Should you wish to read more on these sorts of ideas and the role of the trainer in general, Chapter 8 in Steve Davidowitz’s excellent ‘Betting Thoroughbreds for the 21st Century’ called ‘The Trainer’s Window’ is worth looking up with perhaps the most interesting line of all in the section coming from the American trainer Jerry Hollendorfer: ‘Every race takes something out of a horse, or puts something into him.’
There’s so much in that simple phrase and I think it is something that bigger trainers really grasp in their use of prep races as a means to an end whereas often the smaller trainer, perhaps less experienced with a good horse, fails to understand, asking their potentially decent sort to do too much too soon.
That said, this idea of over-facing a horse, i.e. fast-tracking it into a class of race that can be beyond it too early, can happen to the best of trainers, even someone like Willie Mullins in his handling of Mikael D’Haguenet. Anyone who watched him lumber over his fences at Punchestown Saturday just gone would have seen a horse that was a shadow of the 2009 Neptune winner, an unbeaten novice season that included three Grade 1 wins.

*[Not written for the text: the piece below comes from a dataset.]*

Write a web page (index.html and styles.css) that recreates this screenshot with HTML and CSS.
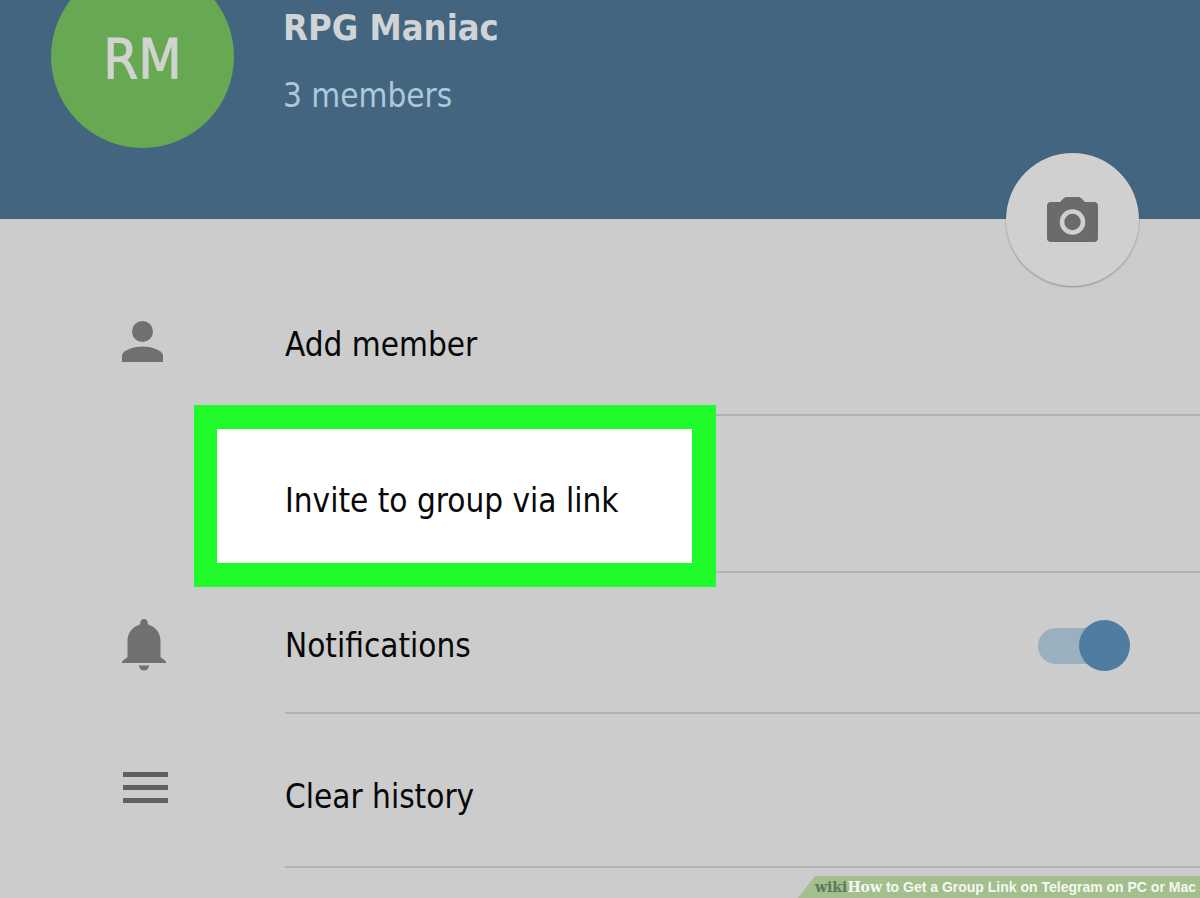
FILE: index.html
```html
<!DOCTYPE html>
<html lang="en">
<head>
<meta charset="utf-8">
<meta name="viewport" content="width=device-width, initial-scale=1">
<title>RPG Maniac</title>
<link rel="stylesheet" href="styles.css">
</head>
<body>
<div class="page">
  <header class="header">
    <div class="avatar">RM</div>
    <div class="info">
      <h1 class="title">RPG Maniac</h1>
      <p class="members">3 members</p>
    </div>
    <button class="camera" type="button" aria-label="Set group photo">
      <svg width="52" height="46" viewBox="0 0 52 46" aria-hidden="true">
        <path fill="#6b6b6b" d="M4 5H13L17 1Q18 0 20 0H31Q33 0 34 1L38 5H47Q51 5 51 9V41Q51 45 47 45H4Q0 45 0 41V9Q0 5 4 5Z"/>
        <circle cx="25.500" cy="25" r="10.500" fill="#6b6b6b" stroke="#d0d0d0" stroke-width="4.500"/>
      </svg>
    </button>
  </header>
  <main class="list">
    <div class="row row-add">
      <div class="icon">
        <svg width="42" height="42" viewBox="0 0 42 42" fill="#707070" aria-hidden="true">
          <circle cx="20.500" cy="10.500" r="10.500"/>
          <path d="M0 41V34C2 28.500 12 25.500 20.500 25.500S39 28.500 41 34V41Z"/>
        </svg>
      </div>
      <div class="body"><button class="action" type="button">Add member</button></div>
    </div>
    <div class="row row-invite">
      <div class="icon"></div>
      <div class="body"><span class="frame"></span><button class="action" type="button">Invite to group via link</button></div>
    </div>
    <div class="row row-notify">
      <div class="icon">
        <svg width="44" height="52" viewBox="0 0 44 52" fill="#707070" aria-hidden="true">
          <path d="M22 0C24.500 0 26 2 26 5.500C33.500 7.500 38.500 14 38.500 22V38L44 42.500V44H0V42.500L5.500 38V22C5.500 14 10.500 7.500 18 5.500C18 2 19.500 0 22 0Z"/>
          <path d="M16.500 46.500H27.500C26.500 49.500 24.500 51.500 22 51.500S17.500 49.500 16.500 46.500Z"/>
        </svg>
      </div>
      <div class="body">
        <label class="label" for="notify">Notifications</label>
        <input class="switch" id="notify" type="checkbox" role="switch" checked>
      </div>
    </div>
    <div class="row row-clear">
      <div class="icon">
        <svg width="46" height="32" viewBox="0 0 46 32" fill="#606060" aria-hidden="true">
          <path d="M1 0H46V5H1ZM1 13H46V18H1ZM1 26H46V31H1Z"/>
        </svg>
      </div>
      <div class="body"><button class="action" type="button">Clear history</button></div>
    </div>
  </main>
  <footer class="caption"><span class="wiki">wiki</span><span class="how">How</span> to Get a Group Link on Telegram on PC or Mac</footer>
</div>
</body>
</html>
```
FILE: styles.css
```css
* { box-sizing: border-box; }

body {
  margin: 0;
  background: #cccccc;
  color: #080808;
  font-family: "DejaVu Sans Condensed", "DejaVu Sans", sans-serif;
  font-size: 33px;
}

.page {
  min-height: 100vh;
  display: flex;
  flex-direction: column;
  overflow: hidden;
}

.header {
  position: relative;
  display: flex;
  align-items: flex-start;
  gap: 49px;
  padding: 0 60px 71px 51px;
  background: #436580;
}

.avatar {
  flex: none;
  width: 183px;
  height: 183px;
  margin-top: -35px;
  border-radius: 50%;
  background: #67a853;
  color: #d0d4d0;
  font-size: 56px;
  line-height: 187px;
  text-align: center;
  -webkit-text-stroke: 1px #d0d4d0;
}

.info { padding-top: 4px; }

.title {
  margin: 0;
  color: #d0d4d6;
  font-size: 36px;
  line-height: 48px;
}

.members {
  margin: 20px 0 0;
  color: #adc8db;
  line-height: 48px;
}

.camera {
  position: absolute;
  right: 61px;
  bottom: -67px;
  width: 133px;
  height: 133px;
  display: grid;
  place-items: center;
  padding: 0;
  border: 0;
  border-radius: 50%;
  background: #d0d0d0;
  box-shadow: 0 1px 2px rgba(0, 0, 0, 0.3);
}

.list { padding-top: 54px; }

.row {
  display: grid;
  grid-template-columns: 163px 1fr;
  padding-left: 122px;
}

.icon { display: flex; align-items: center; }
.icon svg { display: block; }

.body {
  position: relative;
  display: flex;
  align-items: center;
  justify-content: space-between;
  padding-right: 70px;
  border-bottom: 2px solid #b2b2b2;
}

.row-add { height: 143px; }
.row-add .icon { padding-bottom: 5px; }
.row-add .body { padding-top: 2px; }
.row-invite { height: 157px; }
.row-invite .body { padding-top: 14px; }
.row-notify { height: 141px; }
.row-notify .icon { padding-top: 3px; }
.row-notify .body { padding-top: 6px; }
.row-clear { height: 154px; }
.row-clear .icon { padding-bottom: 7px; }
.row-clear .body { padding-top: 13px; }

.action {
  position: relative;
  padding: 0;
  border: 0;
  background: none;
  color: inherit;
  font: inherit;
  line-height: 48px;
  text-align: left;
}

.label { line-height: 48px; }

.frame {
  position: absolute;
  top: -11px;
  left: -91px;
  width: 522px;
  height: 182px;
  border: 24px solid #1ffb2b;
  border-width: 24px 24px 24px 23px;
  background: #ffffff;
}

.switch {
  appearance: none;
  position: relative;
  width: 92px;
  height: 52px;
  margin: 0;
}

.switch::before {
  content: "";
  position: absolute;
  inset: 8px 14px 8px 0;
  border-radius: 18px;
  background: #9ab0bf;
}

.switch::after {
  content: "";
  position: absolute;
  top: 0;
  right: 0;
  width: 51px;
  height: 51px;
  border-radius: 50%;
  background: #507c9f;
}

.caption {
  align-self: flex-end;
  margin-top: auto;
  padding: 0 4px 0 17px;
  background: #a3bf8d;
  clip-path: polygon(17px 0, 100% 0, 100% 100%, 0 100%);
  color: #f4f8f0;
  font-family: "Liberation Sans", Arial, sans-serif;
  font-weight: bold;
  font-size: 14px;
  line-height: 22px;
}

.wiki, .how { font-family: "DejaVu Serif", serif; }

.wiki { color: #60775a; }
```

I suspect the key to his downfall was his fall on chasing debut in the 2010 Drinmore as he hasn’t looked the same horse since and surely starting his career over fences in an ordinary novice, especially as he was coming off an injury, would have a been a better approach? Such are the decisions upon which a racing career can hang though Mullins has many more success stories than sob stories.
The bigger trainers understandably attract more attention in the media than the lesser ones but punters need to be careful of those that are particularly media-friendly as their runners are often overbet. Just because a trainer is good for a quote and might be the sort of person to go for a pint with does not mean one should back their horses and in general the runners from lower profile yards tend to be underestimated by the market.
A few years back Nick Mordin conducted a study that revealed the number of column inches received by a horse (or in this case mentions in the Racing Post database) was directly linked to their market position in subsequent big races which backs up my belief that runners from media-friendly trainers tend to be underpriced; instead, punters would be better to focus on lower profile handlers. In Ireland the best example of a trainer that talks bigger than he actually is would be Paul Nolan as his strike-rate shows him to be no better than mediocre.
Noel Meade is another beloved of the press-pack – indeed he seems a genuinely nice guy and is certainly forgiving seen has he’s put up with the antics of Paul Carberry down the years – but his runners are often shockingly short in the betting and he is someone I would find extremely difficult to make pay.
I wrote last week about becoming aware of a trainer’s patterns with their horses and how they like to win their races but it could be argued that losing patterns are at least as important; there is no trainer that excels in every field, just like there is no human that does the same, as anyone who has seen me attempt to either sing or dance would attest. Again, Meade is a good example with his record at the Cheltenham Festival throughout his career; for whatever reason, perhaps that he trains his horses for early season targets, his runners just do not perform in the key four days of March.
This is by no means a personal attack on Meade, or indeed any trainer; I am merely pointing out that they all have flaws and one can go broke backing a trainer in races they struggle to compete in.
To conclude, I’ll go back to Davidowitz’s book for perhaps the best idea with trainers, the niche angle. In a short chapter called ‘The Money Tree’ he writes about an obscure trainer called Glenn Smith whose overall figures were poor but had a sixty per cent strike-rate with first-time starters and absentees, despite their workouts showing no sign of form. This sort of angle is something that will dip under the radar of most punters and if you can cotton on to one then you too could have a found a money tree.
As to a couple for Ireland: always note Bill Farrell’s runners in Curragh handicaps as the trainer excels with aiming his best horses (which admittedly would be viewed as limited by most other handlers) at races there; in the midst of the Weld hegemony at the Galway Festival, respect Kevin Prendergast horses in the big mile handicap on the Tuesday and the equivalent seven furlong race on Saturday; he may not aim good maidens at the track but his record in those races in enviable, with Vastonea adding to it last year.